__YOUR INSTRUCTIONS__
Without the pictures, can you quote each line below exactly?

Data records

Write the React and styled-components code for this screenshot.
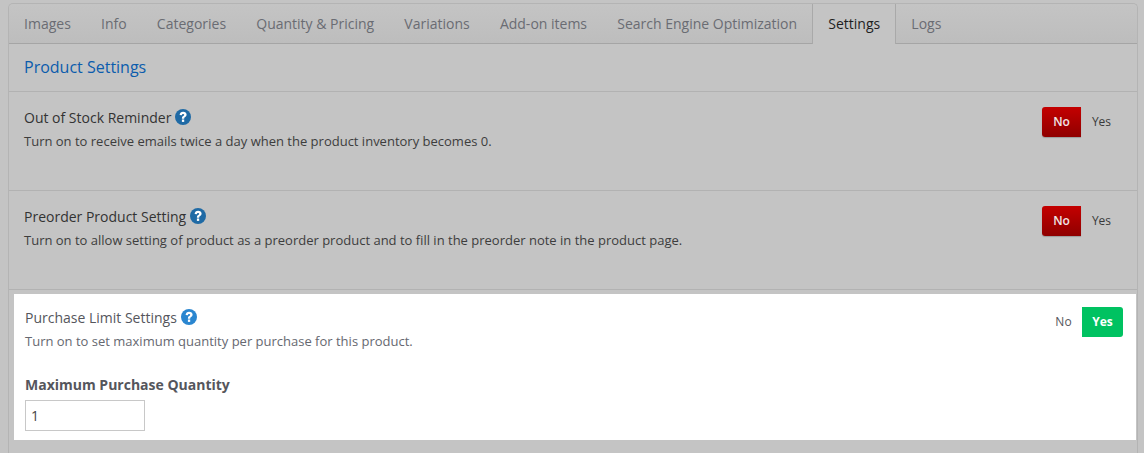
import React from "react";
import styled, { createGlobalStyle } from "styled-components";

const Global = createGlobalStyle`
  html, body { margin: 0; padding: 0; height: 453px; overflow: hidden; background: #c4c4c4; }
  body { font-family: "Open Sans", "Liberation Sans", sans-serif; }
`;
const Page = styled.div`
  padding: 3px 6px 0 8px;
  height: 450px;
`;
const Panel = styled.div`
  height: 100%;
  box-sizing: border-box;
  border: 1px solid #b4b4b4;
  border-bottom: none;
  border-radius: 5px 5px 0 0;
`;
const TabBar = styled.div`
  display: flex;
  height: 40px;
  box-sizing: border-box;
  border-bottom: 1px solid #a5a5a5;
  background: linear-gradient(#c4c4c4, #bdbdbd);
  border-radius: 5px 5px 0 0;
`;
const Tab = styled.div`
  box-sizing: content-box;
  height: 39px;
  line-height: 40px;
  font-size: 14px;
  padding: 0 15.08px;
  color: ${p => (p.$active ? "#1f1f1f" : "#6a6c73")};
  ${p => p.$active && `
    background: #c4c4c4;
    border-left: 1px solid #a9a9a9;
    border-right: 1px solid #a9a9a9;
    height: 40px;
  `}
`;
const Header = styled.h2`
  margin: 0;
  height: 48px;
  box-sizing: border-box;
  padding-left: 15px;
  line-height: 47px;
  font-size: 16px;
  font-weight: 400;
  color: #0b5cad;
  border-bottom: 1px solid #b2b2b2;
`;
const Row = styled.div`
  display: flex;
  justify-content: space-between;
  height: 99px;
  box-sizing: border-box;
  padding: 15px 15px 0 15px;
  border-bottom: 1px solid #b2b2b2;
`;
const HighlightRow = styled.div`
  display: flex;
  justify-content: space-between;
  height: 146px;
  box-sizing: border-box;
  margin: 4px 1px 0 5px;
  padding: 13px 13px 0 11px;
  background: #fff;
`;
const Title = styled.div`
  display: flex;
  align-items: center;
  gap: 4px;
  height: 20px;
  font-size: 14px;
  color: ${p => (p.$light ? "#55565c" : "#333")};
`;
const Desc = styled.div`
  margin-top: 4px;
  font-size: 13px;
  line-height: 20px;
  color: ${p => (p.$light ? "#666870" : "#3d3d3d")};
`;
const FieldLabel = styled.div`
  margin-top: 24px;
  font-size: 14px;
  line-height: 20px;
  font-weight: 700;
  color: #55565c;
`;
const Input = styled.input`
  display: block;
  margin-top: 5px;
  width: 120px;
  height: 31px;
  box-sizing: border-box;
  padding: 0 5px;
  border: 1px solid #c8c8c8;
  font: 14px "Open Sans", sans-serif;
  color: #444;
  background: #fff;
  outline: none;
`;
const Toggle = styled.div`
  display: flex;
  height: 30px;
`;
const Opt = styled.div`
  box-sizing: border-box;
  width: ${p => p.$w}px;
  height: 30px;
  padding-left: ${p => p.$shift || 0}px;
  line-height: 29px;
  text-align: center;
  font-size: 12px;
  color: ${p => (p.$light ? "#55565c" : "#3a3a3a")};
`;
const NoOn = styled(Opt)`
  color: #f0e6e6;
  font-weight: 600;
  border-radius: 3px 0 0 3px;
  background: linear-gradient(#c40000, #8f0000);
  box-shadow: 0 1px 1px rgba(0,0,0,.2);
`;
const YesOn = styled(Opt)`
  color: #fff;
  font-weight: 700;
  border-radius: 0 3px 3px 0;
  background: #00c261;
`;
const Help = ({ color }) => (
  <svg width="16" height="16" viewBox="0 0 16 16" aria-hidden="true">
    <circle cx="8" cy="8" r="8" fill={color} />
    <path d="M4.6 6 C4.7 3.9 6.2 2.7 8.1 2.7 C10.2 2.7 11.6 3.9 11.6 5.6 C11.6 7.1 10.7 7.7 9.8 8.3 C9.3 8.6 9.2 9 9.2 9.7 L6.9 9.7 C6.9 8.4 7.2 7.7 8.1 7.1 C8.9 6.6 9.2 6.3 9.2 5.8 C9.2 5.2 8.8 4.9 8.1 4.9 C7.4 4.9 7 5.3 6.9 6.2 Z" fill="#fff" />
    <rect x="6.9" y="10.5" width="2.3" height="2.4" fill="#fff" />
  </svg>
);
const tabs = ["Images", "Info", "Categories", "Quantity & Pricing", "Variations", "Add-on items", "Search Engine Optimization", "Settings", "Logs"];

export default function App() {
  return (
    <Page>
      <Global />
      <Panel>
        <TabBar>
          {tabs.map(t => <Tab key={t} $active={t === "Settings"}>{t}</Tab>)}
        </TabBar>
        <Header>Product Settings</Header>
        <Row>
          <div>
            <Title>Out of Stock Reminder <Help color="#1f6aa5" /></Title>
            <Desc>Turn on to receive emails twice a day when the product inventory becomes 0.</Desc>
          </div>
          <Toggle><NoOn $w={39}>No</NoOn><Opt $w={41}>Yes</Opt></Toggle>
        </Row>
        <Row>
          <div>
            <Title>Preorder Product Setting <Help color="#1f6aa5" /></Title>
            <Desc>Turn on to allow setting of product as a preorder product and to fill in the preorder note in the product page.</Desc>
          </div>
          <Toggle><NoOn $w={39}>No</NoOn><Opt $w={41}>Yes</Opt></Toggle>
        </Row>
        <HighlightRow>
          <div>
            <Title $light>Purchase Limit Settings <Help color="#2a86d0" /></Title>
            <Desc $light>Turn on to set maximum quantity per purchase for this product.</Desc>
            <FieldLabel>Maximum Purchase Quantity</FieldLabel>
            <Input defaultValue="1" />
          </div>
          <Toggle><Opt $light $w={41} $shift={4}>No</Opt><YesOn $w={41}>Yes</YesOn></Toggle>
        </HighlightRow>
      </Panel>
    </Page>
  );
}
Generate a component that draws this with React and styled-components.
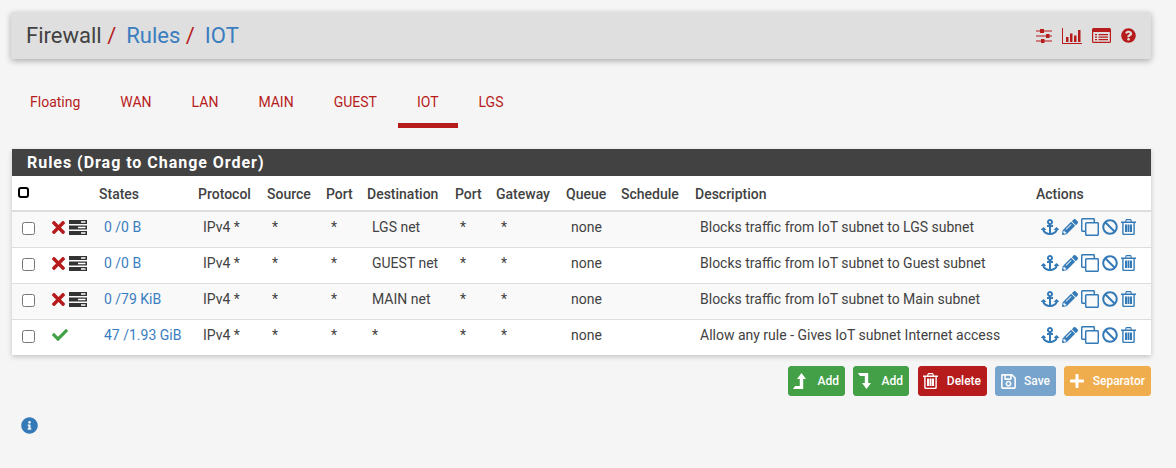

__RESULT FOR THIS TASK__
Write the React and styled-components code for this screenshot.
import React from "react";
import styled, { createGlobalStyle } from "styled-components";

const Global = createGlobalStyle`
  html, body { margin: 0; padding: 0; height: 453px; overflow: hidden; background: #c4c4c4; }
  body { font-family: "Open Sans", "Liberation Sans", sans-serif; }
`;
const Page = styled.div`
  padding: 3px 6px 0 8px;
  height: 450px;
`;
const Panel = styled.div`
  height: 100%;
  box-sizing: border-box;
  border: 1px solid #b4b4b4;
  border-bottom: none;
  border-radius: 5px 5px 0 0;
`;
const TabBar = styled.div`
  display: flex;
  height: 40px;
  box-sizing: border-box;
  border-bottom: 1px solid #a5a5a5;
  background: linear-gradient(#c4c4c4, #bdbdbd);
  border-radius: 5px 5px 0 0;
`;
const Tab = styled.div`
  box-sizing: content-box;
  height: 39px;
  line-height: 40px;
  font-size: 14px;
  padding: 0 15.08px;
  color: ${p => (p.$active ? "#1f1f1f" : "#6a6c73")};
  ${p => p.$active && `
    background: #c4c4c4;
    border-left: 1px solid #a9a9a9;
    border-right: 1px solid #a9a9a9;
    height: 40px;
  `}
`;
const Header = styled.h2`
  margin: 0;
  height: 48px;
  box-sizing: border-box;
  padding-left: 15px;
  line-height: 47px;
  font-size: 16px;
  font-weight: 400;
  color: #0b5cad;
  border-bottom: 1px solid #b2b2b2;
`;
const Row = styled.div`
  display: flex;
  justify-content: space-between;
  height: 99px;
  box-sizing: border-box;
  padding: 15px 15px 0 15px;
  border-bottom: 1px solid #b2b2b2;
`;
const HighlightRow = styled.div`
  display: flex;
  justify-content: space-between;
  height: 146px;
  box-sizing: border-box;
  margin: 4px 1px 0 5px;
  padding: 13px 13px 0 11px;
  background: #fff;
`;
const Title = styled.div`
  display: flex;
  align-items: center;
  gap: 4px;
  height: 20px;
  font-size: 14px;
  color: ${p => (p.$light ? "#55565c" : "#333")};
`;
const Desc = styled.div`
  margin-top: 4px;
  font-size: 13px;
  line-height: 20px;
  color: ${p => (p.$light ? "#666870" : "#3d3d3d")};
`;
const FieldLabel = styled.div`
  margin-top: 24px;
  font-size: 14px;
  line-height: 20px;
  font-weight: 700;
  color: #55565c;
`;
const Input = styled.input`
  display: block;
  margin-top: 5px;
  width: 120px;
  height: 31px;
  box-sizing: border-box;
  padding: 0 5px;
  border: 1px solid #c8c8c8;
  font: 14px "Open Sans", sans-serif;
  color: #444;
  background: #fff;
  outline: none;
`;
const Toggle = styled.div`
  display: flex;
  height: 30px;
`;
const Opt = styled.div`
  box-sizing: border-box;
  width: ${p => p.$w}px;
  height: 30px;
  padding-left: ${p => p.$shift || 0}px;
  line-height: 29px;
  text-align: center;
  font-size: 12px;
  color: ${p => (p.$light ? "#55565c" : "#3a3a3a")};
`;
const NoOn = styled(Opt)`
  color: #f0e6e6;
  font-weight: 600;
  border-radius: 3px 0 0 3px;
  background: linear-gradient(#c40000, #8f0000);
  box-shadow: 0 1px 1px rgba(0,0,0,.2);
`;
const YesOn = styled(Opt)`
  color: #fff;
  font-weight: 700;
  border-radius: 0 3px 3px 0;
  background: #00c261;
`;
const Help = ({ color }) => (
  <svg width="16" height="16" viewBox="0 0 16 16" aria-hidden="true">
    <circle cx="8" cy="8" r="8" fill={color} />
    <path d="M4.6 6 C4.7 3.9 6.2 2.7 8.1 2.7 C10.2 2.7 11.6 3.9 11.6 5.6 C11.6 7.1 10.7 7.7 9.8 8.3 C9.3 8.6 9.2 9 9.2 9.7 L6.9 9.7 C6.9 8.4 7.2 7.7 8.1 7.1 C8.9 6.6 9.2 6.3 9.2 5.8 C9.2 5.2 8.8 4.9 8.1 4.9 C7.4 4.9 7 5.3 6.9 6.2 Z" fill="#fff" />
    <rect x="6.9" y="10.5" width="2.3" height="2.4" fill="#fff" />
  </svg>
);
const tabs = ["Images", "Info", "Categories", "Quantity & Pricing", "Variations", "Add-on items", "Search Engine Optimization", "Settings", "Logs"];

export default function App() {
  return (
    <Page>
      <Global />
      <Panel>
        <TabBar>
          {tabs.map(t => <Tab key={t} $active={t === "Settings"}>{t}</Tab>)}
        </TabBar>
        <Header>Product Settings</Header>
        <Row>
          <div>
            <Title>Out of Stock Reminder <Help color="#1f6aa5" /></Title>
            <Desc>Turn on to receive emails twice a day when the product inventory becomes 0.</Desc>
          </div>
          <Toggle><NoOn $w={39}>No</NoOn><Opt $w={41}>Yes</Opt></Toggle>
        </Row>
        <Row>
          <div>
            <Title>Preorder Product Setting <Help color="#1f6aa5" /></Title>
            <Desc>Turn on to allow setting of product as a preorder product and to fill in the preorder note in the product page.</Desc>
          </div>
          <Toggle><NoOn $w={39}>No</NoOn><Opt $w={41}>Yes</Opt></Toggle>
        </Row>
        <HighlightRow>
          <div>
            <Title $light>Purchase Limit Settings <Help color="#2a86d0" /></Title>
            <Desc $light>Turn on to set maximum quantity per purchase for this product.</Desc>
            <FieldLabel>Maximum Purchase Quantity</FieldLabel>
            <Input defaultValue="1" />
          </div>
          <Toggle><Opt $light $w={41} $shift={4}>No</Opt><YesOn $w={41}>Yes</YesOn></Toggle>
        </HighlightRow>
      </Panel>
    </Page>
  );
}
Generate a component that draws this with React and styled-components.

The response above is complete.